# Will adding insulation to the basement ceiling help sound?



## daxlw (Feb 11, 2013)

I will be drywalling my basement ceiling. Would using R13 unfaced insulation be helpful in controlling sound from the upstairs? The upstairs floors are wood so you can hear quite a bit through the floor to the basement. Would using the insulation be helpful or will it not matter even with the sheetrock?


----------



## gregzoll (Dec 25, 2006)

The short answer is no. You would use decoupling clips, to hang OSB, then use Green Glue, then hang 5/8th's drywall.

Before all of that, you need to go through and get rid of any junction points that may be hidden when you hang the ceiling, proper lighting, sound proofing material around the light and outlet fixtures to stop sound transmission, etc..

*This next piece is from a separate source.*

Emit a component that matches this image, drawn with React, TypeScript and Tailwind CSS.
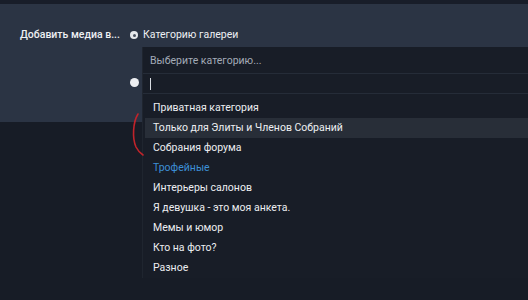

There is a lot of info on this at avsforum.com.


----------



## jklingel (Dec 21, 2008)

i think you'll find that roxul comfort batt will help a lot. it is fairly dense. This is even better: http://www.roxul.com/building+envelope/products/roxul+afb®
Also, do as advised above w/ clips, etc.


----------



## Windows on Wash (Aug 30, 2011)

Insulation will help some. If you want to go full soundproofing, you will need to uncouple the structure as well.


----------